I had that known feeling again this morning, same as yesterday. I woke up and wondered where I was, in which bed I was. I might be wrong but I swear it doesn't look like home I thought. I mean, it's no big deal because if it's not home, it will certainly be something else, equally habitable.
And why am I here again? What have I done? Where is the window? (It's on the opposite side!) On which side of the bed am I? Have I not too much room? Am I not kicking someone out of bed? Where is the loved one? (Not here.) What house is this? What world is outside? (what if it is a world I don't know?)

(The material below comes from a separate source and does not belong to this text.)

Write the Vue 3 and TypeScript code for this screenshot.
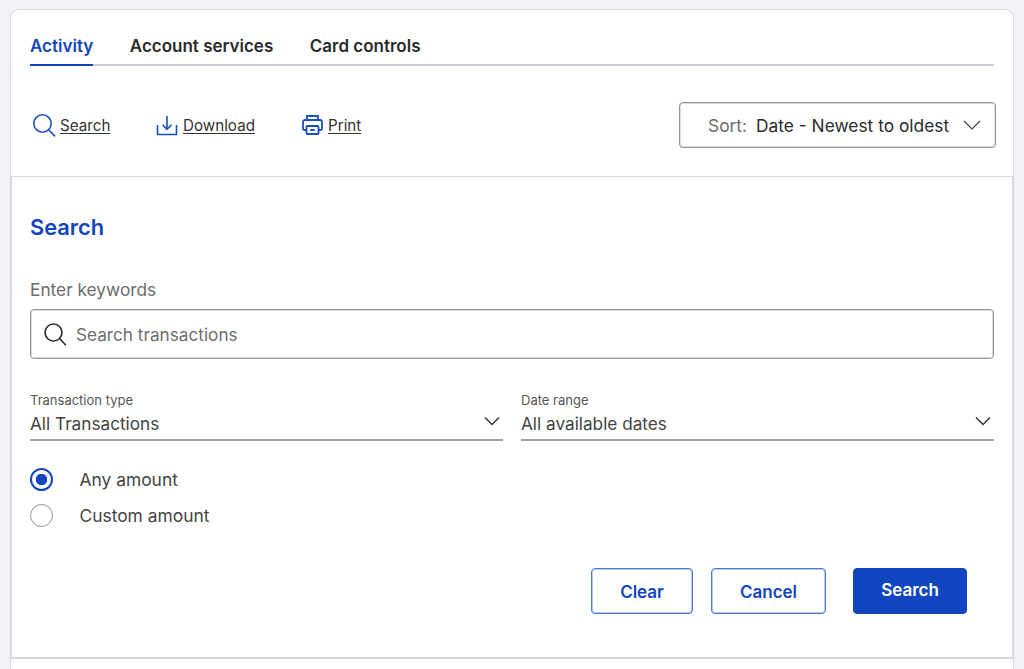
<script setup lang="ts">
import { ref } from 'vue';

const tabs = ['Activity', 'Account services', 'Card controls'];
const activeTab = ref('Activity');
const amount = ref('any');
</script>

<template>
  <div class="page">
    <div class="card">
      <div class="top">
        <nav class="tabs">
          <a
            v-for="tab in tabs"
            :key="tab"
            class="tab"
            :class="{ 'tab--active': tab === activeTab }"
            @click="activeTab = tab"
          >{{ tab }}</a>
        </nav>

        <div class="toolbar">
          <div class="actions">
            <a class="action action--search">
              <svg width="24" height="24" viewBox="0 0 24 24" fill="none" stroke="#1a4fc4" stroke-width="1.6">
                <circle cx="10.5" cy="10.5" r="8.7" />
                <path d="M17 17l6 6.400" />
              </svg>
              <span>Search</span>
            </a>
            <a class="action action--download">
              <svg width="22" height="22" viewBox="0 0 22 22" fill="none" stroke="#1a4fc4" stroke-width="1.6">
                <path d="M1.500 11v9.500h19V11" />
                <path d="M11 2v13M6.500 10.800L11 15.300l4.500-4.500" />
              </svg>
              <span>Download</span>
            </a>
            <a class="action action--print">
              <svg width="22" height="22" viewBox="0 0 22 22" fill="none" stroke="#1a4fc4" stroke-width="1.8">
                <path d="M5 6V2h11v4" />
                <path d="M4.500 16H2.500A1.500 1.500 0 0 1 1 14.500V8a2 2 0 0 1 2-2h15a2 2 0 0 1 2 2v6.500a1.500 1.500 0 0 1-1.500 1.500h-2" />
                <rect x="4.500" y="12" width="12" height="8" rx="1" />
                <path d="M8 16h5" />
              </svg>
              <span>Print</span>
            </a>
          </div>

          <div class="sort">
            <span class="sort-label">Sort:</span>
            <span class="sort-value">Date - Newest to oldest</span>
            <svg class="sort-caret" width="18" height="10" viewBox="0 0 18 10" fill="none" stroke="#444" stroke-width="1.200">
              <path d="M1 1l8 8 8-8" />
            </svg>
          </div>
        </div>
      </div>

      <section class="panel">
        <h2 class="title">Search</h2>

        <label class="keywords-label">Enter keywords</label>
        <div class="keywords">
          <svg width="24" height="24" viewBox="0 0 24 24" fill="none" stroke="#2b2b2b" stroke-width="1.600">
            <circle cx="10.500" cy="10.500" r="8.500" />
            <path d="M16.800 16.800l6 6.400" />
          </svg>
          <span class="placeholder">Search transactions</span>
        </div>

        <div class="selects">
          <div class="select">
            <div class="select-label">Transaction type</div>
            <div class="select-value">
              <span>All Transactions</span>
              <svg width="16" height="10" viewBox="0 0 16 10" fill="none" stroke="#333" stroke-width="1.500">
                <path d="M1 1.500l7 7 7-7" />
              </svg>
            </div>
          </div>
          <div class="select">
            <div class="select-label">Date range</div>
            <div class="select-value">
              <span>All available dates</span>
              <svg width="16" height="10" viewBox="0 0 16 10" fill="none" stroke="#333" stroke-width="1.500">
                <path d="M1 1.500l7 7 7-7" />
              </svg>
            </div>
          </div>
        </div>

        <div class="radios">
          <div class="radio-row" @click="amount = 'any'">
            <span class="radio" :class="{ 'radio--on': amount === 'any' }"></span>
            <span>Any amount</span>
          </div>
          <div class="radio-row" @click="amount = 'custom'">
            <span class="radio" :class="{ 'radio--on': amount === 'custom' }"></span>
            <span>Custom amount</span>
          </div>
        </div>

        <div class="buttons">
          <button class="btn btn--clear">Clear</button>
          <button class="btn btn--cancel">Cancel</button>
          <button class="btn btn--primary">Search</button>
        </div>
      </section>
    </div>
  </div>
</template>

<style>
html,
body {
  margin: 0;
  background: #f1f2f5;
  overflow: hidden;
}
</style>

<style scoped>
.page {
  height: 669px;
  overflow: hidden;
  box-sizing: border-box;
  padding: 9px 10px 0;
  font-family: Inter, 'Liberation Sans', sans-serif;
  color: #2b2b2b;
}

.card {
  background: #fff;
  border: 1px solid #d9d9dd;
  border-bottom: 0;
  border-radius: 9px 9px 0 0;
  height: 700px;
}

.top {
  padding: 0 19px;
  height: 166px;
  box-sizing: border-box;
}

.tabs {
  display: flex;
  gap: 36.500px;
  height: 56px;
  box-sizing: border-box;
  padding-top: 26px;
  border-bottom: 2px solid #ccced6;
}

.tab {
  box-sizing: border-box;
  font-size: 17px;
  line-height: 21px;
  font-weight: 600;
  color: #2b2b2b;
  height: 30px;
}

.tab--active {
  color: #1146c0;
  border-bottom: 2px solid #1146c0;
}

.toolbar {
  display: flex;
  justify-content: space-between;
  align-items: center;
  margin-top: 36px;
  margin-right: -2px;
}

.actions {
  display: flex;
  padding-left: 2px;
}

.action {
  display: flex;
  align-items: center;
  gap: 4px;
  font-size: 15.200px;
  color: #333;
}

.action span {
  text-decoration: underline;
  text-underline-offset: 2px;
}

.action--search {
  width: 124px;
}

.action--download {
  gap: 5px;
  width: 146px;
}

.sort {
  display: flex;
  align-items: center;
  width: 317px;
  height: 46px;
  margin-left: -1px;
  box-sizing: border-box;
  border: 1px solid #959597;
  box-shadow: inset 0 0 0 1px rgba(149, 149, 151, 0.35);
  border-radius: 4px;
  padding-left: 28px;
  font-size: 17.350px;
}

.sort-label {
  color: #6b6b6b;
  margin-right: 9px;
}

.sort-value {
  color: #2b2b2b;
}

.sort-caret {
  margin-left: 14px;
}

.panel {
  border: 1px solid #d9d9dd;
  border-bottom-width: 2px;
  border-right-width: 2px;
  margin-right: -1px;
  height: 483px;
  box-sizing: border-box;
  padding: 36px 18px 0 18px;
}

.title {
  margin: 0;
  font-size: 21.800px;
  line-height: 28px;
  font-weight: 600;
  color: #1146c0;
}

.keywords-label {
  display: block;
  margin-top: 38px;
  font-size: 17.300px;
  line-height: 22px;
  color: #6b6b6b;
}

.keywords {
  display: flex;
  align-items: center;
  gap: 9px;
  margin-top: 8px;
  height: 50px;
  box-sizing: border-box;
  border: 1px solid #959597;
  box-shadow: inset 0 0 0 1px rgba(149, 149, 151, 0.35);
  border-radius: 4px;
  padding-left: 12px;
}

.placeholder {
  font-size: 17.200px;
  color: #6f6f6f;
}

.selects {
  display: grid;
  grid-template-columns: 1fr 1fr;
  gap: 18px;
  margin-top: 33px;
}

.select-label {
  font-size: 13px;
  line-height: 16px;
  color: #555;
}

.select-value {
  display: flex;
  justify-content: space-between;
  align-items: center;
  height: 33px;
  box-sizing: border-box;
  border-bottom: 2px solid #a4a4a6;
  font-size: 17.200px;
  color: #444;
}

.select-value svg {
  margin: 0 3px 5px 0;
}

.radios {
  margin-top: 20px;
}

.radio-row {
  display: flex;
  align-items: center;
  gap: 26.500px;
  height: 36px;
  font-size: 17.400px;
  color: #444;
}

.radio {
  width: 23px;
  height: 23px;
  box-sizing: border-box;
  border: 1px solid #8f8f8f;
  border-radius: 50%;
}

.radio--on {
  border: 2px solid #1146c0;
  background: radial-gradient(circle, #1146c0 0 5.500px, #fff 6px);
}

.buttons {
  display: flex;
  justify-content: flex-end;
  margin-top: 35px;
  padding-right: 27px;
}

.btn {
  height: 46px;
  box-sizing: border-box;
  border: 1px solid #4a78d6;
  box-shadow: inset 0 0 0 1px rgba(74, 120, 214, 0.4);
  border-radius: 4px;
  background: #fff;
  color: #1146c0;
  font-family: inherit;
  font-size: 17px;
  font-weight: 600;
  padding: 1px 0 0;
}

.btn--clear {
  width: 102px;
  margin-right: 18px;
}

.btn--cancel {
  width: 115px;
  margin-right: 27px;
}

.btn--primary {
  width: 114px;
  border-color: #1146c0;
  background: #1146c0;
  box-shadow: none;
  color: #fff;
  padding: 0 0 2px;
}
</style>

After which the swinging of the black walnut leaves against the smooth perfect sky of the morning; something in the line of the hills, or the sheer factuality of the hills; possibly the smell of the wall near my face (of all the visible objects, the odd abat-jour, the wooden dark seat, the chandelier, the vaulted ceiling, so full of clues, none seemingly but placeless, not belonging to anywhere): I couldn't say with what feeling I learned where I was. Relief acceptance disappointment wonder. That is right, I thought, I am in the castle. Outside is the province. Fields villages dry rivers gardens petrol stations old folks. All the lines at the horizon are crooked and the long road to Plaisance is the swoosh of that engine running by in the early morning and felt between the thoughts.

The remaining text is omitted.